'50/50' Helmer Jonathan Levine In Talks To Direct McG-Produced, Stephen Gaghan-Penned Spy Flick 'Dead Spy Running'

Given that the Bourne, Bond and ‘Mission: Impossible‘ franchises are about as reliable a way of landing a hit as you could ask for, finding a new spy series to turn into a blockbuster is sort of the Holy Grail these days. But clearly, it’s trickier to make it work than studio executives would hope for: from “The Saint” and “xXx” to “Shooter,” through “Salt” and “Abduction,” DVD bargain bins are littered with espionage actioners that never quite got enough traction to sustain a long-running series.

But people will keep trying, and the latest director to get involved is a somewhat surprising one, as Twitch report that Jonathan Levine, the director of indie-minded comedy-dramas “The Wackness” and “50/50,” is circling “Dead Spy Running,” an adaptation of the 2009 spy novel by Jon Stock, which forms the first of the so-called Legoland Trilogy, focusing on renegade MI6 agent office Daniel Marchant.
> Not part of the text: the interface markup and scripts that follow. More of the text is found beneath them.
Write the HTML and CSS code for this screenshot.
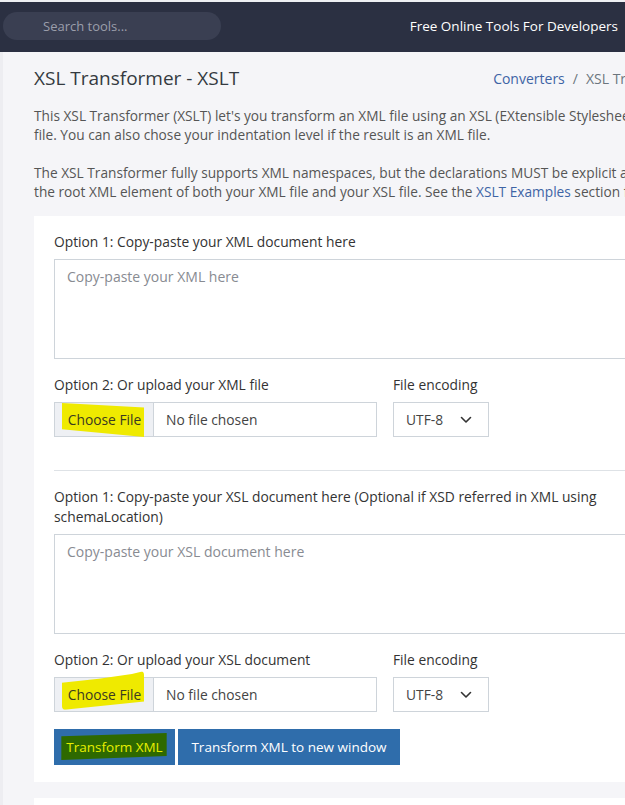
FILE: index.html
```html
<!DOCTYPE html>
<html lang="en">
<head>
<meta charset="utf-8">
<title>XSL Transformer - XSLT</title>
<link rel="stylesheet" href="styles.css">
</head>
<body>
<header class="navbar">
  <div class="search"><span class="search-ph">Search tools...</span></div>
  <div class="brand">Free Online Tools For Developers</div>
</header>
<main class="main">
  <div class="page-head">
    <h1 class="title">XSL Transformer - XSLT</h1>
    <nav class="crumbs"><a class="crumb-link">Converters</a><span class="sep">/</span><span class="crumb-cur">XSL Transformer - XSLT</span></nav>
  </div>
  <p class="intro">This XSL Transformer (XSLT) let's you transform an XML file using an XSL (EXtensible Stylesheet Language)<br>file. You can also chose your indentation level if the result is an XML file.</p>
  <p class="intro intro-last">The XSL Transformer fully supports XML namespaces, but the declarations MUST be explicit and MUST be on<br>the root XML element of both your XML file and your XSL file. See the <a class="link">XSLT Examples</a> section for more details.</p>

  <section class="card">
    <div class="group">
      <label class="lbl">Option 1: Copy-paste your XML document here</label>
      <div class="textarea"><span class="ph">Copy-paste your XML here</span></div>
    </div>
    <div class="row">
      <div class="col">
        <label class="lbl">Option 2: Or upload your XML file</label>
        <div class="file">
          <span class="file-btn"><span class="hl hl-a">Choose File</span></span>
          <span class="file-name">No file chosen</span>
        </div>
      </div>
      <div class="col">
        <label class="lbl">File encoding</label>
        <div class="select"><span>UTF-8</span><svg class="chev" width="12" height="8" viewBox="0 0 12 8"><path d="M1.5 1.5 L6 6 L10.5 1.5" fill="none" stroke="#333" stroke-width="1.6" stroke-linecap="round" stroke-linejoin="round"/></svg></div>
      </div>
    </div>
    <hr class="rule">
    <div class="group">
      <label class="lbl">Option 1: Copy-paste your XSL document here (Optional if XSD referred in XML using<br>schemaLocation)</label>
      <div class="textarea"><span class="ph">Copy-paste your XSL document here</span></div>
    </div>
    <div class="row">
      <div class="col">
        <label class="lbl">Option 2: Or upload your XSL document</label>
        <div class="file">
          <span class="file-btn"><span class="hl hl-b">Choose File</span></span>
          <span class="file-name">No file chosen</span>
        </div>
      </div>
      <div class="col">
        <label class="lbl">File encoding</label>
        <div class="select"><span>UTF-8</span><svg class="chev" width="12" height="8" viewBox="0 0 12 8"><path d="M1.5 1.5 L6 6 L10.5 1.5" fill="none" stroke="#333" stroke-width="1.6" stroke-linecap="round" stroke-linejoin="round"/></svg></div>
      </div>
    </div>
    <div class="buttons">
      <button class="btn btn-main"><span class="hl hl-green">Transform XML</span></button>
      <button class="btn btn-new">Transform XML to new window</button>
    </div>
  </section>
  <section class="card card-next"></section>
</main>
</body>
</html>
```

FILE: styles.css
```css
* { box-sizing: border-box; }
html, body { margin: 0; padding: 0; }
body {
  width: 625px;
  height: 805px;
  overflow: hidden;
  background: #f5f5f8;
  font-family: "Open Sans", "Noto Sans", sans-serif;
  color: #3a3a3a;
}
.navbar {
  height: 52px;
  border-top: 2px solid #eef0f3;
  background: #2b3042;
  display: flex;
  align-items: center;
  justify-content: space-between;
  padding: 0 7px 2px 3px;
}
.search {
  width: 218px;
  height: 28px;
  border-radius: 14px;
  background: #3a3f52;
  display: flex;
  align-items: center;
  padding-left: 40px;
}
.search-ph { color: #9a9eab; font-size: 13px; }
.brand { color: #fff; font-size: 13.5px; font-weight: 500; }

.main {
  width: 820px;
  padding-left: 31px;
  border-left: 3px solid #ededf1;
}
.page-head {
  display: flex;
  align-items: center;
  gap: 254px;
  height: 52px;
}
.title { margin: 0; font-size: 19px; font-weight: 400; color: #343a40; white-space: nowrap; }
.crumbs { font-size: 14px; color: #6c757d; display: flex; gap: 8px; white-space: nowrap; }
.crumb-link { color: #3e64a5; }
.sep { color: #6c757d; }
.intro {
  margin: 3px 0 20px 0;
  font-size: 13.7px;
  line-height: 18.5px;
  color: #555;
  white-space: nowrap;
}
.intro-last { margin-bottom: 0; }
.link { color: #3e64a5; }

.card {
  background: #fff;
  padding: 16px 20px 17px 20px;
  margin-top: 15px;
}
.lbl {
  display: block;
  font-size: 13.8px;
  line-height: 20px;
  color: #333;
  margin-bottom: 7px;
  white-space: nowrap;
}
.group { margin-bottom: 16px; }
.textarea {
  height: 100px;
  border: 1px solid #ced4da;
  padding: 7px 12px;
  font-size: 14px;
  line-height: 20px;
}
.ph { color: #888b92; }
.row { display: flex; gap: 16px; }
.file {
  width: 323px;
  height: 35px;
  border: 1px solid #ced4da;
  display: flex;
  align-items: center;
}
.file-btn {
  width: 99px;
  height: 100%;
  background: #eef0f4;
  border-right: 1px solid #ced4da;
  display: flex;
  align-items: center;
  justify-content: center;
  font-size: 13.8px;
  color: #333;
}
.hl {
  position: relative;
  z-index: 0;
  display: inline-block;
}
.hl::before {
  content: "";
  position: absolute;
  z-index: -1;
}
.hl-a, .hl-b { color: #3a3a20; padding-left: 1px; }
.hl-a::before {
  left: -5px; right: -3px; top: -8px; bottom: -8px;
  background: #efea00;
  clip-path: polygon(0 3%, 100% 16%, 100% 100%, 0 78%);
}
.hl-b::before {
  left: -5px; right: -3px; top: -14px; bottom: -6px;
  background: #efea00;
  clip-path: polygon(0 30%, 45% 20%, 85% 8%, 100% 0, 100% 78%, 0 100%);
  border-radius: 4px;
}
.file-name { padding-left: 12px; font-size: 13.8px; color: #444; }
.select {
  width: 96px;
  height: 35px;
  border: 1px solid #ced4da;
  display: flex;
  align-items: center;
  justify-content: space-between;
  padding: 0 16px 0 12px;
  font-size: 13.8px;
  color: #444;
}
.rule {
  border: 0;
  border-top: 1px solid #dee2e6;
  margin: 33px 0 16px 0;
}
.buttons { display: flex; gap: 3px; margin-top: 17px; }
.btn {
  height: 36px;
  border: 0;
  background: #2f6dab;
  color: #fff;
  font-family: inherit;
  font-size: 13.5px;
  padding: 0;
  display: flex;
  align-items: center;
  justify-content: center;
}
.btn-main { width: 121px; }
.btn-new { width: 222px; }
.hl-green { color: #e8ef00; }
.hl-green::before {
  left: -5px; right: -4px; top: -5px; bottom: -4px;
  background: #2e6900;
  clip-path: polygon(0 12%, 100% 0, 100% 85%, 0 100%);
}
.card-next { height: 40px; margin-top: 16px; }
```
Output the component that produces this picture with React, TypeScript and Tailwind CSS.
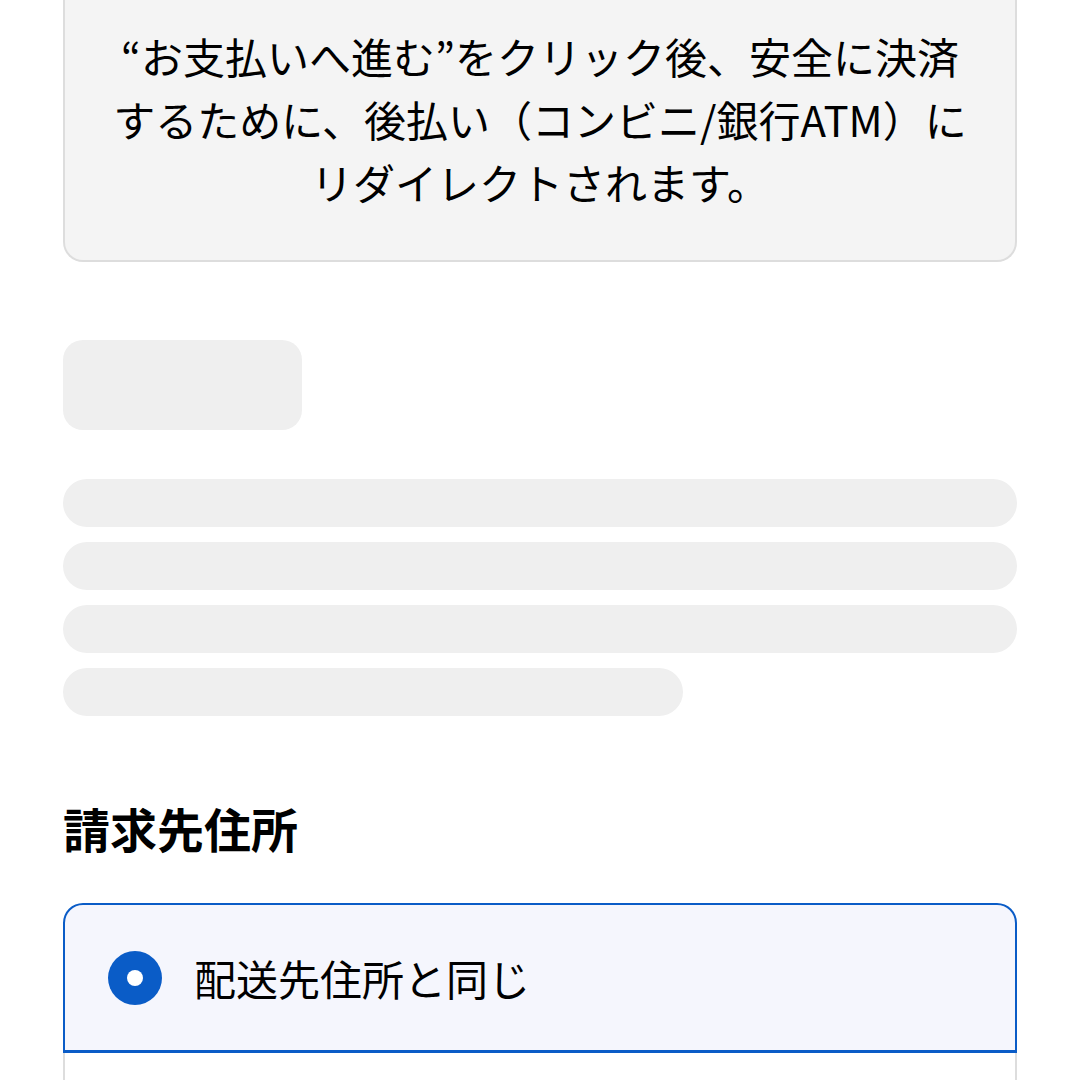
export default function App() {
  const bars = ["w-full", "w-full", "w-full", "w-[620px]"];
  return (
    <div
      className="min-h-[1080px] w-[1080px] overflow-hidden bg-white px-[63px] text-black"
      style={{ fontFamily: '"Noto Sans CJK JP", "Noto Sans", sans-serif' }}
    >
      {/* redirect notice */}
      <div className="rounded-b-[20px] border-2 border-t-0 border-[#dddddd] bg-[#f4f4f4] px-6 pb-[47px] pt-[24px] text-center text-[42px] leading-[63px]">
        <p>“お支払いへ進む”をクリック後、安全に決済</p>
        <p>するために、後払い（コンビニ/銀行ATM）に</p>
        <p>リダイレクトされます。</p>
      </div>

      {/* loading skeleton */}
      <div className="mt-[78px] h-[90px] w-[239px] rounded-[20px] bg-[#efefef]" />
      <div className="mt-[49px] flex flex-col gap-[15px]">
        {bars.map((w, i) => (
          <div key={i} className={`h-[48px] rounded-full bg-[#efefef] ${w}`} />
        ))}
      </div>

      <h2 className="mt-[82px] text-[47px] font-bold leading-[60px]">請求先住所</h2>

      {/* billing address options */}
      <div className="mt-[45px]">
        <label className="flex h-[150px] items-center gap-[32px] rounded-t-[20px] border-2 border-b-[3px] border-[#0a5cc7] bg-[#f5f6fd] px-[43px]">
          <span className="flex h-[54px] w-[54px] items-center justify-center rounded-full bg-[#0a5cc7]">
            <span className="h-[16px] w-[16px] rounded-full bg-white" />
          </span>
          <span className="text-[42px] leading-none">配送先住所と同じ</span>
        </label>
        <div className="h-[100px] border-2 border-t-0 border-[#dddddd]" />
      </div>
    </div>
  );
}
The plot kicks off with Marchant, suspended from office, trying to defuse a bomb attached to a man running the London Marathon, which will explode if he drops under a certain pace, and goes on to be a globe-trotting adventure as Marchant, — whose father, a former spy, was accused of treachery by the CIA — has to prove his loyalty and get to the bottom of a terrorist conspiracy.

Warner Bros. picked up the rights back in 2008, with McG eyeing the film as a possible directorial effort. That sounds fairly grim, but in the same year, Oscar-winner Stephen Gaghan, who penned “Traffic” and “Syriana” (also directing the latter), was brought on to write the script, which suggested the film could be a cut above. And now, with McG presumably having scratched his spy itch on the wretched “This Means War,” he stepped aside, telling Collider last month that “we’re trying to get Gaghan to direct it.”

But clearly, Gaghan found his other projects, like gangster tale “The Snakehead” and an untitled drug trafficking movie more enticing, as Levine is now in talks to take the director’s chair, although the “Terminator: Salvation” helmer will produce. At some point along the line, the film appears to have gotten another draft from Jamie Moss (“Street Kings“), but it’s unclear if that was before or after Gaghan came on board.

Levine isn’t the most obvious choice to direct a big actioner like this, but his career so far has shown him to be something of a chameleon — he’s currently in post on the zombie romance “Warm Bodies,” was previously attached to another spy flick “Echelon Vendetta,” and has both the “50/50” reunion “Jamaica” and the young adult fantasyLegend” on his dance card, so this isn’t a huge surprise. Plus, McG talked up the project last month as “a spy story for this generation. It’s of the ‘The Social Network‘ age.  Imagine those kids in Zuckerberg’s room in ‘The Social Network.’ One of them goes on to be a spy and uses his acumen of today’s world: DJ culture, Steve Jobs, the Apple store.  Which I say with respect to Bond, Bourne, and Hunt, they don’t really know that world. But there’s a whole generation of kids that do. And what if a spy came from that place?” So having a youthful helmer like Levine is probably a positive. 

And let’s not forget, last time an indie-minded director directed a spy movie, Universal got the Bourne franchise from Doug Liman, and we’re sure Warner Bros. are hoping that history will repeat itself. Not only that, Stock has penned two sequels, “Games Traitors Play” and “Dirty Little Secret,” so there’s plenty of franchise possibilities here. No word on when the film will get rolling, but it seems Levine has more than few options for available for his next movie.